You can see that the \q2 in the middle is broken into two <div class="txs"> elements, but the \q2 at the end is just one div. It’s easier to see if I tidy up the XML in those two spots:

<div class="q2">
  <div id="T13b" class="txs">wa lisneehum malaaniin be kalaam halu
  khachchaach.</div>
  <div id="T13c" class="txs">
    <span class="op">‍﴿</span>
    <span class="footnote selectable" id="F-2">
      <sup>*</sup>
    </span>
  </div>
</div>

<div class="q2">induhum samm amchideegaat.
<span class="op">‍﴿</span>
<span class="footnote selectable" id="F-3">
  <sup>*</sup>
</span>
<span id="bookmarks13"></span></div>

Note that the second div doesn’t even have the class="txs", which seems to be the text section designation.

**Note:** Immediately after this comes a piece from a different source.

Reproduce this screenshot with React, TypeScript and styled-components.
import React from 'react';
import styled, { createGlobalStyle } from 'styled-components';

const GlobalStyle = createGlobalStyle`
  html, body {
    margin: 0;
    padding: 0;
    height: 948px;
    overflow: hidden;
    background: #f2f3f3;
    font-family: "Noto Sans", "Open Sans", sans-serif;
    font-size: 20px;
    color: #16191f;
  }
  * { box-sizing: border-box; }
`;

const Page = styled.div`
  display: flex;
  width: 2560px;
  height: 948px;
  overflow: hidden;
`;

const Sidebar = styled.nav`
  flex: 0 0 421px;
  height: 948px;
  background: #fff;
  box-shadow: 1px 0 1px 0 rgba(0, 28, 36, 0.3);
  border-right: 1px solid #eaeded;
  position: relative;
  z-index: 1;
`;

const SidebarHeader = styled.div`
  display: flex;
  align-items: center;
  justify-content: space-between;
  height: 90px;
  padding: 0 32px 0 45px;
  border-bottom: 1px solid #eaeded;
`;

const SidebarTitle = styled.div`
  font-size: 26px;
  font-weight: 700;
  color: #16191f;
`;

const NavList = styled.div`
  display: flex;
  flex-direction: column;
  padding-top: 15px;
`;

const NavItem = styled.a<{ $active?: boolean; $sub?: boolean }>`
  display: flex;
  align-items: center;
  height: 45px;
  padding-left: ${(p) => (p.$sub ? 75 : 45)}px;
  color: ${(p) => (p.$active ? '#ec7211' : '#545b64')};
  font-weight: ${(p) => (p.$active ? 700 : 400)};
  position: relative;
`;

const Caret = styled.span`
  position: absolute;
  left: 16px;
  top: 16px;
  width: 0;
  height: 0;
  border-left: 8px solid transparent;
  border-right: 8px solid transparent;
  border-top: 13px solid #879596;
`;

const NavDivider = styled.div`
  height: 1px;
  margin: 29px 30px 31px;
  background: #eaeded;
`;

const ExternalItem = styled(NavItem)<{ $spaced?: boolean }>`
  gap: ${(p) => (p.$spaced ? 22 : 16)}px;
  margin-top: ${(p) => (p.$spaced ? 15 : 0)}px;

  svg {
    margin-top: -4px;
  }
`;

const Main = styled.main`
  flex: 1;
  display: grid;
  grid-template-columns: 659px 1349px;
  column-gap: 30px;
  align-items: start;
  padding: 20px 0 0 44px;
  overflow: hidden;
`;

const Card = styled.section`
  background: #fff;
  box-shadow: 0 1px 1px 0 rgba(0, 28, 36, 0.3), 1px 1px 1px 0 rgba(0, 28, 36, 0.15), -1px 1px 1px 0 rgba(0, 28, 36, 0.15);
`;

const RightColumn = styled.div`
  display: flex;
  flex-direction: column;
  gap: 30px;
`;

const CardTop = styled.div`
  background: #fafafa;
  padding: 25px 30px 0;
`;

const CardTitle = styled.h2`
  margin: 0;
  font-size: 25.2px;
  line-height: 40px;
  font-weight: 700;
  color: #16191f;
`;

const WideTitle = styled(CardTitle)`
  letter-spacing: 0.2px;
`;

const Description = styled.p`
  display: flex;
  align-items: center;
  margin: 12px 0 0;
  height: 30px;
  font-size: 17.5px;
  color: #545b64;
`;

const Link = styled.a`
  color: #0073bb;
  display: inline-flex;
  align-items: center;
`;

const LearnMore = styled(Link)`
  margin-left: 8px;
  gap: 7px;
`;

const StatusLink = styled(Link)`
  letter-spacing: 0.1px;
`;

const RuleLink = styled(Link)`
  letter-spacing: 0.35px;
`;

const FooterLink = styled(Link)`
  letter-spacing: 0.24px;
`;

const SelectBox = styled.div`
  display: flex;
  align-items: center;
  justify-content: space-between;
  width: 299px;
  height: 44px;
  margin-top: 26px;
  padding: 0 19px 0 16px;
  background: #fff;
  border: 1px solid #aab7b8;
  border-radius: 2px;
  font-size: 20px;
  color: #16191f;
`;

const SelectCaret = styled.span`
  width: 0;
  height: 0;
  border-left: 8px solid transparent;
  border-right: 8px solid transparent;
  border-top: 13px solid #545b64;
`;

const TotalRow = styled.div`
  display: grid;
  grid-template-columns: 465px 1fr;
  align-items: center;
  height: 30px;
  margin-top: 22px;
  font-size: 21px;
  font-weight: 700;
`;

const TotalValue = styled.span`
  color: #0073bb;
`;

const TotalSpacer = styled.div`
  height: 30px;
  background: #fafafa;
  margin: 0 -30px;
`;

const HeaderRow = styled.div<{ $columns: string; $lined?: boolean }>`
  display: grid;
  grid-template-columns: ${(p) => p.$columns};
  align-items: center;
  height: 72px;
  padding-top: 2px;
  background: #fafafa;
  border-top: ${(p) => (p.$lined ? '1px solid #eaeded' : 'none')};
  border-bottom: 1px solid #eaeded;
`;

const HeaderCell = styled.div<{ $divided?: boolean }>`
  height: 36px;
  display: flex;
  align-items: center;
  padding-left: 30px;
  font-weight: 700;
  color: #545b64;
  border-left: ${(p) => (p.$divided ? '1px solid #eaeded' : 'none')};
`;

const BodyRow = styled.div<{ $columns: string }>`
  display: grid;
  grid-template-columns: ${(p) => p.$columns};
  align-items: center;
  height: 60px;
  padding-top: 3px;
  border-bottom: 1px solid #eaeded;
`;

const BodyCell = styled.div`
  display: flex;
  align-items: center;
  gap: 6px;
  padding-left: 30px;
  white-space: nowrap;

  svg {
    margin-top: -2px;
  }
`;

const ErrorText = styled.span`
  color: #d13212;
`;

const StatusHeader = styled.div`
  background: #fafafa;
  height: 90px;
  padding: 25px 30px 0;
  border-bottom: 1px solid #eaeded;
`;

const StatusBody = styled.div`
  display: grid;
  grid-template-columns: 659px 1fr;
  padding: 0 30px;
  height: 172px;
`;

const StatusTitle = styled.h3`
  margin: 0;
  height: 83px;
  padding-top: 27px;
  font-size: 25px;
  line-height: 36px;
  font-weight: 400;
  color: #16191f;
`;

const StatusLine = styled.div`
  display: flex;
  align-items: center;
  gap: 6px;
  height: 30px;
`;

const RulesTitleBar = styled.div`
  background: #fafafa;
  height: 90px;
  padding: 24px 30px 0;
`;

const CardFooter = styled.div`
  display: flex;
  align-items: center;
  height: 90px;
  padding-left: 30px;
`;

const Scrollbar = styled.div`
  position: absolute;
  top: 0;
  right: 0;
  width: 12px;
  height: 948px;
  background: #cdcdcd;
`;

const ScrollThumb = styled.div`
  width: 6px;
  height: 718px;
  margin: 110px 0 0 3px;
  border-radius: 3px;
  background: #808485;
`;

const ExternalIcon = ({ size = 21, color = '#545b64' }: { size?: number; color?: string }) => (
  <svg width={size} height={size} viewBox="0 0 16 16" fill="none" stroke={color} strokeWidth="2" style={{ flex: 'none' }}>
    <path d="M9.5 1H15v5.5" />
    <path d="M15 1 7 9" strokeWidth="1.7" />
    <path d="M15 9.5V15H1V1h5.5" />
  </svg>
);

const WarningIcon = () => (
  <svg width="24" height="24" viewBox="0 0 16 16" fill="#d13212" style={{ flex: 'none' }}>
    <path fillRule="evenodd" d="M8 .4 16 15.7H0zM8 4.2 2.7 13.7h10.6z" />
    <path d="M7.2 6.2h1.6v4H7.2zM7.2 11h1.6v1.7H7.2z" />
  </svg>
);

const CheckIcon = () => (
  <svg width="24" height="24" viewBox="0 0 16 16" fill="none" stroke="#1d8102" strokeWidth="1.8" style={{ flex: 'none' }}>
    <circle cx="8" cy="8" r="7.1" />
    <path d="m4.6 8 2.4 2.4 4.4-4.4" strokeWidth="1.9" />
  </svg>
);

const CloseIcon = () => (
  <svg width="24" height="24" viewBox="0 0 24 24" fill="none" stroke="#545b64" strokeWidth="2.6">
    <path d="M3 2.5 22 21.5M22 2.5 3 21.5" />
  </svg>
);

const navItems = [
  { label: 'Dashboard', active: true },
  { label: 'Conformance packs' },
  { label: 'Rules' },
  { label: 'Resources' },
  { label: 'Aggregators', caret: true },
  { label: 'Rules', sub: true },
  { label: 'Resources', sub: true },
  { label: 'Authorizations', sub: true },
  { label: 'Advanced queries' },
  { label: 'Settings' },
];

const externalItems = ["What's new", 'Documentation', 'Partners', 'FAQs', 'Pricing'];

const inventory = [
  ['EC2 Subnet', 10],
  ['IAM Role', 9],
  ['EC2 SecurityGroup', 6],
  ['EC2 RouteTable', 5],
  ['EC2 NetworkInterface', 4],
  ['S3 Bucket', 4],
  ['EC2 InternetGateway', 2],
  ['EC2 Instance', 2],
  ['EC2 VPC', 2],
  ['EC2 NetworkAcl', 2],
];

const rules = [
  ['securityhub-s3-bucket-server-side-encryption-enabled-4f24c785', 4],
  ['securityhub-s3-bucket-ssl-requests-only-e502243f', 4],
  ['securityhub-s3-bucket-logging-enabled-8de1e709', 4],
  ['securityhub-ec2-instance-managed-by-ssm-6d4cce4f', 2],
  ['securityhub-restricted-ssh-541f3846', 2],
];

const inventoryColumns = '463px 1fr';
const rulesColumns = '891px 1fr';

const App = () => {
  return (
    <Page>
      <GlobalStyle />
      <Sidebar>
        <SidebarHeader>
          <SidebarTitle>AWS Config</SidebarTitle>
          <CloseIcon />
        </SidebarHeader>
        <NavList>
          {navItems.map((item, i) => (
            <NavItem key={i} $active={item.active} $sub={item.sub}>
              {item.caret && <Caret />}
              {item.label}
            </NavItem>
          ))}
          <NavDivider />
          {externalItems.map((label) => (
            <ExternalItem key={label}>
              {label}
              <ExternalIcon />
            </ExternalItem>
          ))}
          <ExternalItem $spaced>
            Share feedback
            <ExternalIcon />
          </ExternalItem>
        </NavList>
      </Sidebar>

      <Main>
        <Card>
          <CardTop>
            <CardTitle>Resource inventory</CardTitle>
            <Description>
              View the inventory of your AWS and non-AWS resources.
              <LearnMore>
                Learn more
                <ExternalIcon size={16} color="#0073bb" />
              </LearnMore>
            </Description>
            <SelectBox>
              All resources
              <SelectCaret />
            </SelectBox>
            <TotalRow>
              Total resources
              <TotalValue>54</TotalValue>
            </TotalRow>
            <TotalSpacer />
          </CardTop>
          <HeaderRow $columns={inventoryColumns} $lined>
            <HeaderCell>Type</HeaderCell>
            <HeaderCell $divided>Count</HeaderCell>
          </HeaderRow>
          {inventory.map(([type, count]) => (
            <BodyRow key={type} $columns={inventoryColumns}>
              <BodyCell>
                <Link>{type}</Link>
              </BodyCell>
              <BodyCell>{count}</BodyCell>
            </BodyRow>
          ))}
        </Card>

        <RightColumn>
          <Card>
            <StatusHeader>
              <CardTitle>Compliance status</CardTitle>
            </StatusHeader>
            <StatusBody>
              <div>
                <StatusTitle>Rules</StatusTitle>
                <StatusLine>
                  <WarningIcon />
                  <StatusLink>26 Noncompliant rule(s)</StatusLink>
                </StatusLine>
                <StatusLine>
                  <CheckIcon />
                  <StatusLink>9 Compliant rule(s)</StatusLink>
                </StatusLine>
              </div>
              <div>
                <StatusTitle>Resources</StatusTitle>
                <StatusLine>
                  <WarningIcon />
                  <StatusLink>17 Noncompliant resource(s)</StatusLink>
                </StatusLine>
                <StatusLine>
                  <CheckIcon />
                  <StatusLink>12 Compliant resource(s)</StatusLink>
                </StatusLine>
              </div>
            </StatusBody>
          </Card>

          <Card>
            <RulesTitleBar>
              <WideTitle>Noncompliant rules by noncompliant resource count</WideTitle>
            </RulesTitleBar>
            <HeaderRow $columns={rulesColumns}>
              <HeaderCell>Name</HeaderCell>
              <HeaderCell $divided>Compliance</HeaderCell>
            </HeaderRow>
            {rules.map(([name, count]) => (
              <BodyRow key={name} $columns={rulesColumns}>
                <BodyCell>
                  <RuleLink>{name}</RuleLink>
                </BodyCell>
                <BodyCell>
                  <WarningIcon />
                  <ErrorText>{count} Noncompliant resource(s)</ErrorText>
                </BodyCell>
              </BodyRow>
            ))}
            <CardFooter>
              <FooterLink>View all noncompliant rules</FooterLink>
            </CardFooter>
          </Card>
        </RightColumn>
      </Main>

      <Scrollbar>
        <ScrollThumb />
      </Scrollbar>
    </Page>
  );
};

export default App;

At the end of verse 12 (which does highlight the fancy bracket and the footnote marker correctly), you can see that the div that covers the text of that \q2 and the fancy bracket and the footnote marker DOES include the class="txs".

So how can we get that fancy bracket and footnote marker to get included in that earlier <div class="txs">? (Which would then push the <div id="T13c" class="txs"> down to the “We chalaaliifhum” text, and push the <div id="T13d" class="txs"> down to the “induhum samm” text, where it should be.)